**EXERCISE GOAL**.
Exactly as written, write out the lines below from the first to the one containing "outline: none;", inclusive. Pictures do not belong in the copy.

**AVAILABLE DATA**.
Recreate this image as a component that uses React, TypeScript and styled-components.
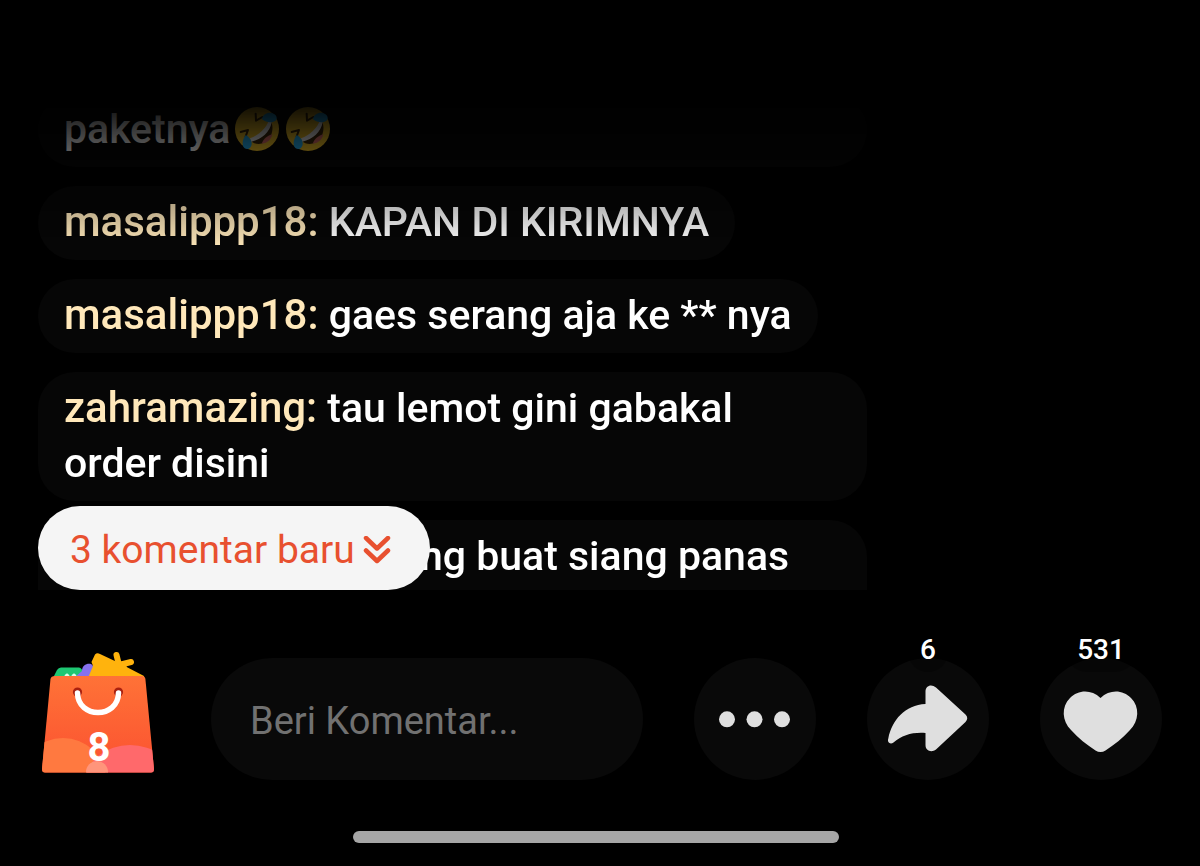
import React from "react";
import styled, { createGlobalStyle } from "styled-components";

const GlobalStyle = createGlobalStyle`
  *, *::before, *::after { box-sizing: border-box; }
  body { margin: 0; background: #000; }
  button, input { font: inherit; color: inherit; border: 0; margin: 0; padding: 0; }
  button { cursor: pointer; }
`;

const Page = styled.main`
  display: flex;
  flex-direction: column;
  height: 100vh;
  padding: 95px 38px 23px;
  background: #000;
  color: #fff;
  font-family: Roboto, "Noto Sans", sans-serif;
`;

const Feed = styled.section`
  position: relative;
  flex: 1;
  display: flex;
  flex-direction: column;
  min-height: 0;
`;

const CommentList = styled.ul`
  flex: 1;
  display: flex;
  flex-direction: column;
  justify-content: flex-end;
  align-items: flex-start;
  gap: 19px;
  min-height: 0;
  margin: 0;
  padding: 0;
  list-style: none;
  overflow: hidden;
  mask-image: linear-gradient(to bottom, transparent, #000 155px);
`;

const Comment = styled.li<{ $wide?: boolean; $cut?: boolean }>`
  flex: none;
  width: ${(p) => (p.$wide ? "100%" : "auto")};
  max-width: 829px;
  height: ${(p) => (p.$cut ? "70px" : "auto")};
  padding: 9px ${(p) => (p.$wide ? "72px" : "26px")} 10px 26px;
  border-radius: ${(p) => (p.$cut ? "37px 37px 0 0" : "37px")};
  background: #060606;
  font-size: 41px;
  font-weight: 500;
  line-height: 55px;
`;

const Author = styled.span`
  color: #ffe8ba;
  font-size: 42px;
  line-height: 42px;
`;

const Emoji = styled.svg`
  width: 44px;
  height: 44px;
  margin: 0 2px 0 5px;
  vertical-align: -8px;
`;

const NewComments = styled.button`
  position: absolute;
  left: 0;
  bottom: 0;
  display: flex;
  align-items: center;
  gap: 8px;
  height: 84px;
  padding: 4px 39px 0 32px;
  border-radius: 42px;
  background: #f5f5f5;
  color: #e8502f;
  font-size: 39px;
  line-height: 48px;

  svg { width: 28px; height: 28px; }
`;

const Toolbar = styled.footer`
  display: flex;
  align-items: center;
  gap: 51px;
  padding: 68px 0 51px;
`;

const CommentInput = styled.input`
  flex: 1;
  min-width: 0;
  height: 122px;
  padding: 4px 39px 0;
  border-radius: 61px;
  background: #090909;
  font-size: 38px;
  outline: none;

  &::placeholder { color: #717171; opacity: 1; }
`;

const RoundButton = styled.button<{ $plain?: boolean }>`
  position: relative;
  flex: none;
  width: 122px;
  height: 122px;
  border-radius: 61px;
  background: ${(p) => (p.$plain ? "transparent" : "#090909")};

  svg { display: block; width: 122px; height: 122px; overflow: visible; }
`;

const Count = styled.span`
  position: absolute;
  left: 50%;
  top: -30px;
  padding: 0 12px;
  transform: translateX(-50%);
  border-radius: 22px;
  background: rgba(0, 0, 0, 0.3);
  font-size: 28px;
  font-weight: 500;
  line-height: 44px;
`;

const BagCount = styled.span`
  position: absolute;
  left: 0;
  right: 0;
  bottom: 8px;
  font-size: 40px;
  font-weight: 700;
  line-height: 48px;
  text-align: center;
`;

const SystemBar = styled.div`
  display: flex;
  justify-content: center;
  padding-right: 8px;
`;

const HomeIndicator = styled.div`
  width: 486px;
  max-width: 100%;
  height: 12px;
  border-radius: 6px;
  background: #a6a6a6;
`;

function Laughing() {
  return (
    <Emoji viewBox="48 42 132 132" role="img" aria-label="🤣">
      <circle cx="114" cy="108" r="66" fill="#fccb2a" />
      <path d="M156 86C150 116 126 138 96 143C108 158 138 156 152 136C162 118 163 98 156 86Z" fill="#422b0d" />
      <path d="M128 152C133 138 146 127 160 124C156 141 146 150 128 152Z" fill="#ed7770" />
      <path d="M150 82C142 105 120 127 93 136L97 146C129 140 153 116 158 88Z" fill="#fff" />
      <path d="M110 62L111 83L130 72M65 117L87 111L80 130" fill="none" stroke="#422b0d" strokeWidth="6" strokeLinecap="round" strokeLinejoin="round" />
      <path d="M129 79C131 64 145 57 159 60C173 64 178 78 168 84C156 92 140 87 129 79Z" fill="#29b6f6" />
      <path d="M80 126C95 134 103 150 95 162C88 172 76 169 72 159C69 149 72 136 80 126Z" fill="#29b6f6" />
    </Emoji>
  );
}

function ShoppingBag() {
  return (
    <svg viewBox="18 18 122 122" aria-hidden="true">
      <defs>
        <linearGradient id="bag" x1="0" y1="0" x2="0" y2="1">
          <stop offset="0" stopColor="#ff7337" />
          <stop offset="1" stopColor="#fb5030" />
        </linearGradient>
        <clipPath id="bagShape">
          <path d="M35 36H122Q125 36 125.400 39L134 129Q134 132.500 131 132.500H25Q22 132.500 22 129L30.500 39Q31 36 35 36Z" />
        </clipPath>
      </defs>
      <path d="M33 38L37 30Q38.500 27.500 41 27.500H59Q62 28 63 32L63 38Z" fill="#1ec773" />
      <path d="M45 36L47 34.500L49 36M52 36L54 34.500L56 36" fill="none" stroke="#d6ffe9" strokeWidth="2" />
      <path d="M54 38L62 31C62 25 67 23 71 24Q75 26 72 31L69 38Z" fill="#8671ee" />
      <path d="M68 38L73 26L71.500 22L75 14.500Q77 12.500 80 14L97 22L124 36V38Z" fill="#ffb30d" />
      <path d="M96.500 15L99 25L111 22M99 25L104 28" fill="none" stroke="#ffb30d" strokeWidth="6" strokeLinecap="round" strokeLinejoin="round" />
      <g clipPath="url(#bagShape)">
        <rect x="20" y="34" width="116" height="100" fill="url(#bag)" />
        <ellipse cx="43" cy="140" rx="43" ry="42" fill="#ff7940" />
        <ellipse cx="110" cy="140" rx="44" ry="35" fill="#ff696b" />
        <circle cx="77" cy="132" r="11" fill="#ff957b" />
      </g>
      <circle cx="57.500" cy="52" r="4.600" fill="#a9200f" />
      <circle cx="98.500" cy="52" r="4.600" fill="#a9200f" />
      <path d="M57.500 53C58 79 98 79 98.500 53" fill="none" stroke="#fff" strokeWidth="5.500" strokeLinecap="round" />
    </svg>
  );
}

export default function App() {
  return (
    <>
      <GlobalStyle />
      <Page>
        <Feed aria-label="Komentar">
          <CommentList>
            <Comment $wide>
              paketnya
              <Laughing />
              <Laughing />
            </Comment>
            <Comment>
              <Author>masalippp18:</Author> KAPAN DI KIRIMNYA
            </Comment>
            <Comment>
              <Author>masalippp18:</Author> gaes serang aja ke ** nya
            </Comment>
            <Comment $wide>
              <Author>zahramazing:</Author> tau lemot gini gabakal order disini
            </Comment>
            <Comment $wide $cut>
              <Author>masalippp18:</Author> gudang buat siang panas
            </Comment>
          </CommentList>
          <NewComments type="button">
            3 komentar baru
            <svg viewBox="0 0 28 28" fill="none" stroke="currentColor" strokeWidth="4.500" strokeLinecap="round" strokeLinejoin="round" aria-hidden="true">
              <path d="M3 2L14 12.500L25 2M3 14.500L14 25L25 14.500" />
            </svg>
          </NewComments>
        </Feed>
        <Toolbar>
          <RoundButton $plain type="button" aria-label="Keranjang">
            <ShoppingBag />
            <BagCount>8</BagCount>
          </RoundButton>
          <CommentInput type="text" aria-label="Beri Komentar" placeholder="Beri Komentar..." />
          <RoundButton type="button" aria-label="Lainnya">
            <svg viewBox="14 28 122 122" fill="#dfdfdf" aria-hidden="true">
              <circle cx="47" cy="89.300" r="8" />
              <circle cx="74.500" cy="89.300" r="8" />
              <circle cx="102" cy="89.300" r="8" />
            </svg>
          </RoundButton>
          <RoundButton type="button" aria-label="Bagikan">
            <svg viewBox="187 28 122 122" fill="#dfdfdf" aria-hidden="true">
              <path d="M245.500 74V61.500C245.500 55.500 251.500 53.500 256 57.500L285.500 84.500Q289 88 285.500 92L256 119.500C251.500 123 245.500 121 245.500 115V103C233 102 222 105 213.500 112.500C210 115 207 112 208.300 108.500C212 90 225 75 245.500 74Z" />
            </svg>
            <Count>6</Count>
          </RoundButton>
          <RoundButton type="button" aria-label="Suka">
            <svg viewBox="360 28 122 122" fill="#dfdfdf" aria-hidden="true">
              <path d="M420.500 68C430 59 443 60 451 68C460 77 459 91 450 100C443 108 434 115 425.500 120.500Q420.500 123.500 415.500 120.500C407 115 398 108 391 100C382 91 381 77 390 68C398 60 411 59 420.500 68Z" />
            </svg>
            <Count>531</Count>
          </RoundButton>
        </Toolbar>
        <SystemBar>
          <HomeIndicator />
        </SystemBar>
      </Page>
    </>
  );
}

**OUTPUT OF THE EXERCISE**.
Recreate this image as a component that uses React, TypeScript and styled-components.
import React from "react";
import styled, { createGlobalStyle } from "styled-components";

const GlobalStyle = createGlobalStyle`
  *, *::before, *::after { box-sizing: border-box; }
  body { margin: 0; background: #000; }
  button, input { font: inherit; color: inherit; border: 0; margin: 0; padding: 0; }
  button { cursor: pointer; }
`;

const Page = styled.main`
  display: flex;
  flex-direction: column;
  height: 100vh;
  padding: 95px 38px 23px;
  background: #000;
  color: #fff;
  font-family: Roboto, "Noto Sans", sans-serif;
`;

const Feed = styled.section`
  position: relative;
  flex: 1;
  display: flex;
  flex-direction: column;
  min-height: 0;
`;

const CommentList = styled.ul`
  flex: 1;
  display: flex;
  flex-direction: column;
  justify-content: flex-end;
  align-items: flex-start;
  gap: 19px;
  min-height: 0;
  margin: 0;
  padding: 0;
  list-style: none;
  overflow: hidden;
  mask-image: linear-gradient(to bottom, transparent, #000 155px);
`;

const Comment = styled.li<{ $wide?: boolean; $cut?: boolean }>`
  flex: none;
  width: ${(p) => (p.$wide ? "100%" : "auto")};
  max-width: 829px;
  height: ${(p) => (p.$cut ? "70px" : "auto")};
  padding: 9px ${(p) => (p.$wide ? "72px" : "26px")} 10px 26px;
  border-radius: ${(p) => (p.$cut ? "37px 37px 0 0" : "37px")};
  background: #060606;
  font-size: 41px;
  font-weight: 500;
  line-height: 55px;
`;

const Author = styled.span`
  color: #ffe8ba;
  font-size: 42px;
  line-height: 42px;
`;

const Emoji = styled.svg`
  width: 44px;
  height: 44px;
  margin: 0 2px 0 5px;
  vertical-align: -8px;
`;

const NewComments = styled.button`
  position: absolute;
  left: 0;
  bottom: 0;
  display: flex;
  align-items: center;
  gap: 8px;
  height: 84px;
  padding: 4px 39px 0 32px;
  border-radius: 42px;
  background: #f5f5f5;
  color: #e8502f;
  font-size: 39px;
  line-height: 48px;

  svg { width: 28px; height: 28px; }
`;

const Toolbar = styled.footer`
  display: flex;
  align-items: center;
  gap: 51px;
  padding: 68px 0 51px;
`;

const CommentInput = styled.input`
  flex: 1;
  min-width: 0;
  height: 122px;
  padding: 4px 39px 0;
  border-radius: 61px;
  background: #090909;
  font-size: 38px;
  outline: none;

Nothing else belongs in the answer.